Why a Million Ideas Creates Noise Instead of Signal
Summary
The Million Monster Problem
When artists finally create their own personal projects, the temptation is to pack everything into them. Years of designing fantastical creatures, characters, and worlds as concept artists builds a particular muscle: turning up the volume on everything. The result is often a project with a million interesting elements that nobody remembers, instead of one clear idea that people understand instantly.
The problem is not creativity itself. The problem is that overwhelming creativity without focus creates noise rather than signal. A project with a million monsters has no monster. A world with a million interesting ideas becomes impossible to communicate, impossible to share, and impossible for an audience to connect with.
Core Insights
Clear Signal Over Creative Chaos
The elevator pitch exists for a reason beyond Hollywood commerce. Projects that succeed have something people can grab onto, share with others, and understand through a single encounter. Star Wars works because underneath all the aliens and spaceships lies a clear idea about humanity's relationship with technology. Luke Skywalker represents human faith against the Death Star and Darth Vader, both embodiments of humanity consumed by technology. Everything else orbits this core.
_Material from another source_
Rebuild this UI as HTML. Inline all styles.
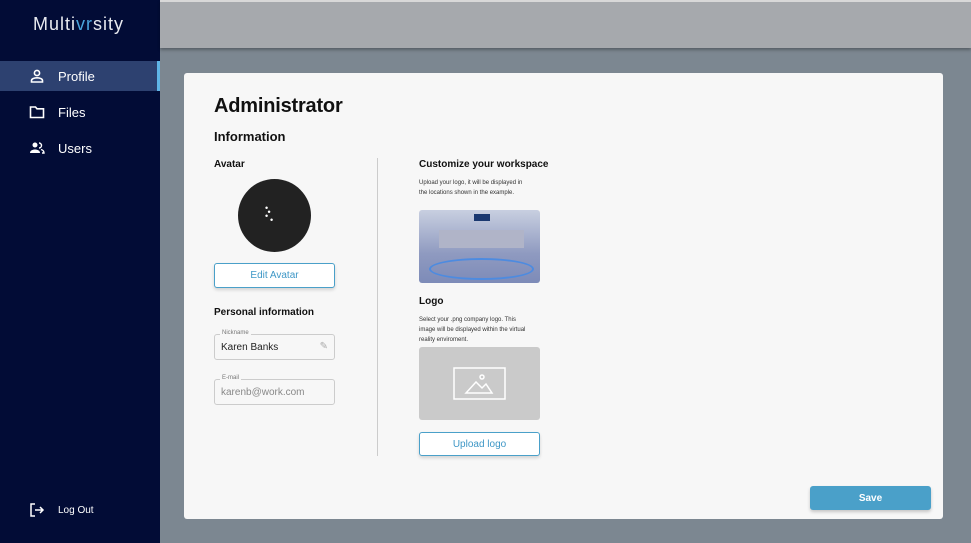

Artists often resist this clarity because it feels like constraint. The skills developed working on other projects are all about maximizing interesting elements. But when hired for someone else's project, artists design the monsters and fantastical elements precisely because everything else can be ordinary. The contrast creates the signal. When every element competes for attention, nothing stands out.
The Stan Lee Lesson
The tension between Stan Lee and Jack Kirby reveals something important about creative projects. Kirby was the creative engine, designing Thor, the Hulk, the psychedelic aspects of Asgard. Lee understood how to channel that creativity into communicable ideas. Spider-Man. X-Men. Fantastic Four. Simple concepts people could grasp immediately.
When Kirby left Marvel for DC, he created prolifically. But none of it achieved the cultural impact of his Marvel work. The firehose of creativity, unchecked by editorial focus, produced interesting things that failed to connect. This is not an argument against creativity. It is an observation that creativity alone does not create connection. Someone needs to ask which of these million ideas is worth building everything around.
One Idea, Deep Investment
The practical reality is stark. A meaningful creative project consumes years of life. There is nothing more depressing than spending four years on something nobody can understand well enough to care about. The editing mindset that feels like restriction is actually what makes communication possible.
Great directors make perhaps ten films in a career. Fantasy authors spend twenty years returning to the same world. One idea, properly developed, can sustain an entire creative life. The million-monster approach wastes energy on breadth when depth is what creates meaning. Pick the most interesting element of a world. Build the entire dramatic structure around that single aspect. The other ideas can exist, but as supporting details rather than competing centerpieces.
Key Takeaways
Analytical: Audiences need something to hook onto before they can experience all the creativity behind a project. The difference between working as a cog creating interesting elements and building a complete project is understanding that everything must orbit one clear core idea.
Simple: If you confuse, you lose.
Practical: Out of all the ideas in a world, pick one. Build the entire project around that single element. Understand that this one idea could be all that is needed for the next five or ten years. Depth beats breadth.
Philosophical: The skills of marketing, pitching, and commercial communication are not separate from artistic integrity. They are the mechanism by which meaning reaches an audience. Owning these skills as an artist opens possibilities that treating them as someone else's problem never will.
Try This
Step 1: List the most interesting elements of the world being developed. Monsters, magic systems, technological innovations, locations, whatever populates the creative vision.
Step 2: Pick one. Not the five best. One. Ask what makes this particular element connect to human experience in a way someone could understand in twenty seconds.
Step 3: Rebuild the project with everything else serving that central idea. The other elements can exist, but as context rather than competition.